Be a secret shopper.
The simple secret to seeing how the nursing staff interacts with the EHR is? Go with them. Shadow the clinical staff in their day-to-day patient care and keep your eyes and ears open. Ask questions: What is the one thing that you would change? What do you spend the most time searching for in the record? And for bonus points, add software to a workstation to monitor keyboard actions and mouse clicks so that you can create a heat map of sorts for further analysis.
How are assessments and cares captured?
As the nurse documents a complex assessment, are the options they need most often at the top or the bottom of the screen? How much scrolling is needed? Is the nurse moving from screen to screen to capture all the elements of an assessment? Discrete options should allow the nurse to accurately and efficiently capture the details such as placing the most frequently needed items at the top of the screen. Watch for areas where free-text is needed to capture the clinical picture for the patient. This is important information, but free-text is also difficult to utilize for quality and reporting needs.
Data collection for quality improvement.
From an operational perspective, data captured by the nurse should support the regulatory and quality improvement measures. From the nursing point of view, streamlining the documentation decreases their workload and gives time back to care for the patient.
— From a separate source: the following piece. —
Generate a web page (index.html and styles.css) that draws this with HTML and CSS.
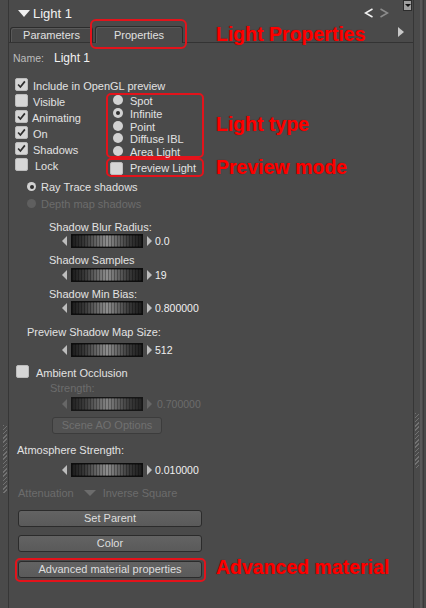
FILE: index.html
```html
<!DOCTYPE html>
<html lang="en">
<head>
<meta charset="utf-8">
<title>Light 1 – Properties</title>
<link rel="stylesheet" href="styles.css">
</head>
<body>
<div class="window">
  <div class="gutter gutter-left"><div class="grip grip-left"></div></div>

  <div class="panel">
    <div class="titlebar">
      <span class="disclosure"></span>
      <span class="title">Light 1</span>
      <span class="nav">
        <svg class="nav-prev" width="10" height="10" viewBox="0 0 10 10"><polyline points="8.5,1 1.5,5 8.5,9"/></svg>
        <svg class="nav-next" width="10" height="10" viewBox="0 0 10 10"><polyline points="1.5,1 8.5,5 1.5,9"/></svg>
      </span>
      <span class="menu-btn"></span>
    </div>

    <div class="tabbar">
      <div class="tab tab-params">Parameters</div>
      <div class="tab tab-active">Properties</div>
      <span class="tab-scroll"></span>
    </div>

    <div class="content">
      <div class="name-row"><span class="name-label">Name:</span><span class="name-value">Light 1</span></div>

      <div class="check check-include">
        <span class="box"><svg viewBox="0 0 13 13"><polyline points="2.5,6.5 5.2,9.5 10.5,2.8"/></svg></span>
        <span class="check-text">Include in OpenGL preview</span>
      </div>

      <div class="options">
        <div class="toggles">
          <div class="check"><span class="box"></span><span class="check-text">Visible</span></div>
          <div class="check check-tight"><span class="box"><svg viewBox="0 0 13 13"><polyline points="2.5,6.5 5.2,9.5 10.5,2.8"/></svg></span><span class="check-text">Animating</span></div>
          <div class="check"><span class="box"><svg viewBox="0 0 13 13"><polyline points="2.5,6.5 5.2,9.5 10.5,2.8"/></svg></span><span class="check-text">On</span></div>
          <div class="check"><span class="box"><svg viewBox="0 0 13 13"><polyline points="2.5,6.5 5.2,9.5 10.5,2.8"/></svg></span><span class="check-text">Shadows</span></div>
          <div class="check check-wide"><span class="box"></span><span class="check-text">Lock</span></div>
        </div>

        <div class="type-col">
          <div class="radio-group marked">
            <div class="radio"><span class="dot"></span><span class="radio-text">Spot</span></div>
            <div class="radio"><span class="dot on"></span><span class="radio-text">Infinite</span></div>
            <div class="radio"><span class="dot"></span><span class="radio-text">Point</span></div>
            <div class="radio"><span class="dot"></span><span class="radio-text">Diffuse IBL</span></div>
            <div class="radio"><span class="dot"></span><span class="radio-text">Area Light</span></div>
          </div>
          <div class="preview-box marked">
            <div class="check check-preview"><span class="box"></span><span class="check-text">Preview Light</span></div>
          </div>
        </div>
      </div>

      <div class="shadow-mode">
        <div class="radio radio-row"><span class="dot small on"></span><span class="radio-text">Ray Trace shadows</span></div>
        <div class="radio radio-row disabled"><span class="dot small"></span><span class="radio-text">Depth map shadows</span></div>
      </div>

      <div class="field field-blur">
        <div class="field-label">Shadow Blur Radius:</div>
        <div class="slider"><span class="arrow-l"></span><span class="track"></span><span class="arrow-r"></span><span class="value">0.0</span></div>
      </div>

      <div class="field field-samples">
        <div class="field-label">Shadow Samples</div>
        <div class="slider"><span class="arrow-l"></span><span class="track"></span><span class="arrow-r"></span><span class="value">19</span></div>
      </div>

      <div class="field field-bias">
        <div class="field-label">Shadow Min Bias:</div>
        <div class="slider"><span class="arrow-l"></span><span class="track"></span><span class="arrow-r"></span><span class="value">0.800000</span></div>
      </div>

      <div class="field field-mapsize">
        <div class="field-label">Preview Shadow Map Size:</div>
        <div class="slider"><span class="arrow-l"></span><span class="track"></span><span class="arrow-r"></span><span class="value">512</span></div>
      </div>

      <div class="check check-ao"><span class="box"></span><span class="check-text">Ambient Occlusion</span></div>

      <div class="field field-strength disabled">
        <div class="field-label">Strength:</div>
        <div class="slider"><span class="arrow-l"></span><span class="track"></span><span class="arrow-r"></span><span class="value">0.700000</span></div>
      </div>

      <button class="btn btn-ao" disabled>Scene AO Options</button>

      <div class="field field-atmo">
        <div class="field-label">Atmosphere Strength:</div>
        <div class="slider"><span class="arrow-l"></span><span class="track"></span><span class="arrow-r"></span><span class="value">0.010000</span></div>
      </div>

      <div class="attenuation disabled">
        <span>Attenuation</span><span class="combo-arrow"></span><span>Inverse Square</span>
      </div>

      <button class="btn btn-wide btn-parent">Set Parent</button>
      <button class="btn btn-wide btn-color">Color</button>
      <div class="btn-mark marked">
        <button class="btn btn-wide">Advanced material properties</button>
      </div>
    </div>
  </div>

  <div class="gutter gutter-right"><div class="grip grip-right"></div></div>

  <div class="note note-props">Light Properties</div>
  <div class="note note-type">Light type</div>
  <div class="note note-preview">Preview mode</div>
  <div class="note note-material">Advanced material</div>
</div>
</body>
</html>
```

FILE: styles.css
```css
* { box-sizing: border-box; }

html, body {
  margin: 0;
  padding: 0;
}

body {
  background: #4a4a4a;
  font-family: "Liberation Sans", Arial, sans-serif;
  font-size: 11px;
  color: #e2e2e2;
}

.window {
  position: relative;
  width: 426px;
  height: 608px;
  display: flex;
  overflow: hidden;
  background: #4a4a4a;
}

/* side gutters with resize grips */
.gutter {
  flex: none;
  display: flex;
  flex-direction: column;
}

.gutter-left {
  width: 9px;
  border-right: 1px solid #363636;
}

.gutter-right {
  width: 13px;
  border-left: 1px solid #363636;
  background: linear-gradient(90deg, transparent 0 6px, #585858 6px 8px, transparent 8px 9px, #3a3a3a 9px 10px, transparent 10px);
}

.grip {
  width: 4px;
  background: repeating-linear-gradient(135deg, #727272 0 1px, transparent 1px 3px);
}

.grip-left {
  margin: 425px 0 0 3px;
  height: 68px;
}

.grip-right {
  margin: 413px 0 0 1px;
  height: 55px;
}

/* main panel */
.panel {
  flex: 1;
  display: flex;
  flex-direction: column;
  min-width: 0;
}

.titlebar {
  height: 26px;
  display: flex;
  align-items: center;
}

.disclosure {
  margin-left: 9px;
  width: 0;
  height: 0;
  border-left: 6px solid transparent;
  border-right: 6px solid transparent;
  border-top: 7px solid #f0f0f0;
}

.title {
  margin-left: 3px;
  font-size: 13px;
  color: #f2f2f2;
}

.nav {
  margin-left: auto;
  display: flex;
  gap: 5px;
  margin-top: -1px;
}

.nav svg polyline {
  fill: none;
  stroke-width: 1.5;
}

.nav-prev polyline { stroke: #f2f2f2; }
.nav-next polyline { stroke: #8c8c8c; }

.menu-btn {
  align-self: flex-start;
  margin: 0 1px 0 14px;
  width: 9px;
  height: 11px;
  background: #9e9e9e;
  border: 1px solid #2c2c2c;
  display: flex;
  align-items: center;
  justify-content: center;
}

.menu-btn::after {
  content: "";
  border-left: 3px solid transparent;
  border-right: 3px solid transparent;
  border-top: 3px solid #111;
}

/* tabs */
.tabbar {
  height: 17px;
  display: flex;
  align-items: flex-end;
  border-bottom: 1px solid #333;
}

.tab {
  position: relative;
  height: 15px;
  display: flex;
  align-items: center;
  justify-content: center;
  border: 1px solid #2c2c2c;
  border-bottom: none;
  border-radius: 3px 3px 0 0;
  background: #474747;
  box-shadow: inset 1px 1px 0 #595959;
  color: #e0e0e0;
}

.tab-params {
  margin-left: 1px;
  width: 83px;
}

.tab-active {
  margin-left: 2px;
  width: 88px;
  height: 17px;
  margin-bottom: -1px;
  background: #4a4a4a;
}

.tab-active::after {
  content: "";
  position: absolute;
  left: -6px;
  right: -5px;
  top: -8px;
  bottom: -6px;
  border: 2px solid #e3131b;
  border-radius: 6px;
}

.tab-scroll {
  align-self: flex-start;
  margin: 1px 9px 0 auto;
  width: 0;
  height: 0;
  border-top: 5px solid transparent;
  border-bottom: 5px solid transparent;
  border-left: 6px solid #c8c8c8;
}

/* body of the property sheet */
.content {
  display: flex;
  flex-direction: column;
  align-items: flex-start;
}

.name-row {
  margin: 7px 0 0 4px;
  height: 16px;
  display: flex;
  align-items: center;
}

.name-label {
  width: 41px;
  font-size: 10.5px;
  color: #bdbdbd;
}

.name-value {
  font-size: 12px;
  color: #f2f2f2;
}

/* checkboxes */
.check {
  height: 16px;
  display: flex;
  align-items: flex-start;
  gap: 5px;
}

.check-tight { gap: 4px; }
.check-wide { gap: 7px; }

.box {
  flex: none;
  margin-top: 1px;
  width: 13px;
  height: 13px;
  border-radius: 2px;
  background: #d6d6d6;
  border: 1px solid #bcbcbc;
  display: flex;
}

.box svg {
  width: 11px;
  height: 11px;
}

.box polyline {
  fill: none;
  stroke: #2e2e2e;
  stroke-width: 2;
}

.check-text {
  line-height: 16px;
  padding-top: 1px;
  white-space: nowrap;
}

.check-include {
  margin: 11px 0 0 6px;
}

/* visibility toggles + light type */
.options {
  margin-left: 6px;
  display: flex;
}

.toggles {
  width: 91px;
  display: flex;
  flex-direction: column;
}

.type-col {
  display: flex;
  flex-direction: column;
}

.marked {
  border: 2px solid #e3131b;
  border-radius: 5px;
}

.radio-group {
  width: 98px;
  height: 65px;
  padding: 0 5px;
  display: flex;
  flex-direction: column;
  justify-content: space-between;
}

.radio {
  height: 10px;
  display: flex;
  align-items: flex-start;
  gap: 7px;
}

.dot {
  flex: none;
  width: 10px;
  height: 10px;
  border-radius: 50%;
  background: #d2d2d2;
  display: flex;
  align-items: center;
  justify-content: center;
}

.dot.on::after {
  content: "";
  width: 4px;
  height: 4px;
  border-radius: 50%;
  background: #2e2e2e;
}

.radio-text {
  line-height: 12px;
  white-space: nowrap;
}

.preview-box {
  width: 98px;
  height: 19px;
  padding: 1px 0 0 2px;
}

.check-preview {
  height: 15px;
  gap: 7px;
}

.check-preview .check-text {
  line-height: 14px;
  padding-top: 0;
}

/* shadow type */
.shadow-mode {
  margin: 2px 0 0 18px;
  display: flex;
  flex-direction: column;
}

.radio-row {
  height: 17px;
  gap: 5px;
}

.dot.small {
  margin-top: 3px;
  width: 9px;
  height: 9px;
}

.radio-row .radio-text {
  line-height: 16px;
}

.disabled,
.disabled .radio-text {
  color: #6c6c6c;
}

.disabled .dot {
  background: #5f5f5f;
}

/* labelled sliders: the slider always starts at the same column */
.field {
  display: flex;
  flex-direction: column;
  align-items: flex-start;
}

.field-label {
  line-height: 14px;
  white-space: nowrap;
}

.slider {
  margin-left: 13px;
  height: 14px;
  display: flex;
  align-items: center;
}

.arrow-l,
.arrow-r {
  width: 0;
  height: 0;
  border-top: 5.5px solid transparent;
  border-bottom: 5.5px solid transparent;
}

.arrow-l { border-right: 5px solid #bdbdbd; }
.arrow-r { border-left: 5px solid #bdbdbd; margin-left: 4px; }

.track {
  margin-left: 4px;
  width: 72px;
  height: 14px;
  border: 1px solid #0d0d0d;
  background:
    repeating-linear-gradient(90deg, rgba(0, 0, 0, 0.3) 0 1px, transparent 1px 3px),
    linear-gradient(90deg, #1c1c1c 0%, #383838 18%, #8e8e8e 50%, #383838 82%, #1c1c1c 100%);
  box-shadow: inset 0 1px 0 rgba(0, 0, 0, 0.35), inset 0 -1px 0 rgba(0, 0, 0, 0.35);
}

.value {
  margin-left: 3px;
  font-size: 10.5px;
  line-height: 14px;
  color: #f0f0f0;
}

.disabled .arrow-l { border-right-color: #676767; }
.disabled .arrow-r { border-left-color: #676767; }
.disabled .track { opacity: 0.85; }
.disabled .value { color: #6c6c6c; margin-left: 5px; }

.field-blur { margin: 7px 0 0 40px; }

.field-samples { margin: 5px 0 0 40px; }
.field-samples .slider { margin-top: 1px; }

.field-bias { margin: 5px 0 0 40px; }

.field-mapsize { margin: 10px 0 0 18px; }
.field-mapsize .slider { margin-left: 35px; margin-top: 4px; }

.check-ao {
  margin: 7px 0 0 7px;
  gap: 7px;
}

.field-strength { margin: 1px 0 0 41px; }
.field-strength .slider { margin-left: 12px; margin-top: 2px; }

.field-atmo { margin: 9px 0 0 8px; }
.field-atmo .slider { margin-left: 45px; margin-top: 6px; }

/* combo row */
.attenuation {
  margin: 8px 0 0 9px;
  height: 16px;
  line-height: 16px;
  display: flex;
  align-items: center;
  white-space: nowrap;
}

.combo-arrow {
  margin: 0 7px 0 10px;
  width: 0;
  height: 0;
  border-left: 6px solid transparent;
  border-right: 6px solid transparent;
  border-top: 6px solid #6c6c6c;
}

/* push buttons */
.btn {
  display: block;
  margin: 0;
  padding: 0;
  height: 17px;
  font-family: inherit;
  font-size: 11px;
  line-height: 15px;
  color: #dedede;
  background: linear-gradient(#636363, #5a5a5a);
  border: 1px solid #2b2b2b;
  border-radius: 3px;
  text-align: center;
}

.btn-ao {
  margin: 6px 0 0 43px;
  width: 110px;
  color: #707070;
  background: #525252;
  border-color: #3c3c3c;
}

.btn-wide { width: 184px; }

.btn-parent { margin: 9px 0 0 9px; }
.btn-color { margin: 8px 0 0 9px; }

.btn-mark {
  margin: 6px 0 0 6px;
  width: 191px;
  padding: 1px 2px 2px 1px;
}

/* red callouts */
.note {
  position: absolute;
  left: 216px;
  font-family: "Liberation Sans", Arial, sans-serif;
  font-weight: bold;
  font-size: 19.5px;
  line-height: 20px;
  color: #ff0000;
  text-shadow: 0 0 1px #6a0000;
  white-space: nowrap;
}

.note-props { top: 24px; }
.note-type { top: 114px; }
.note-preview { top: 157px; }
.note-material { top: 557px; }
```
Clicking boxes to specifically show that a measure is being met often leads to more boxes to click. Too often I hear, “We have to document that here for it to count.” Optimization and observation of nurse interaction with the screens is a great opportunity to shift the paradigm from clicks for a measure to “count” to using the organic flow of nursing documentation to capture the data needed to show high-quality care and compliance.
Hit the highlights – know documentation standards.
Documentation is only a portion of what a nurse does every time they work. Knowing what must be documented and what is essential for the patient’s clinical picture needs to be the primary goal. For example, the EHR can be leveraged to guide staff caring for a patient post-surgery or post-stroke by placing all the information needed in one location of the patient’s chart. A well-designed activity can display relevant clinical data, time-sensitive documentation needs for the care team, with the overarching goal to improve care and outcomes for our patients.
For clicks sake, start planning.
Streamlining nursing documentation shouldn’t sit on the back burner for the next big project. Quick wins go a long way to improve the nurses’ experience, give critical time back, and builds adoption and momentum for improvement initiatives. Start by scheduling some time as a secret shopper, create a plan, and present the opportunities for improvement to your facility decision-makers.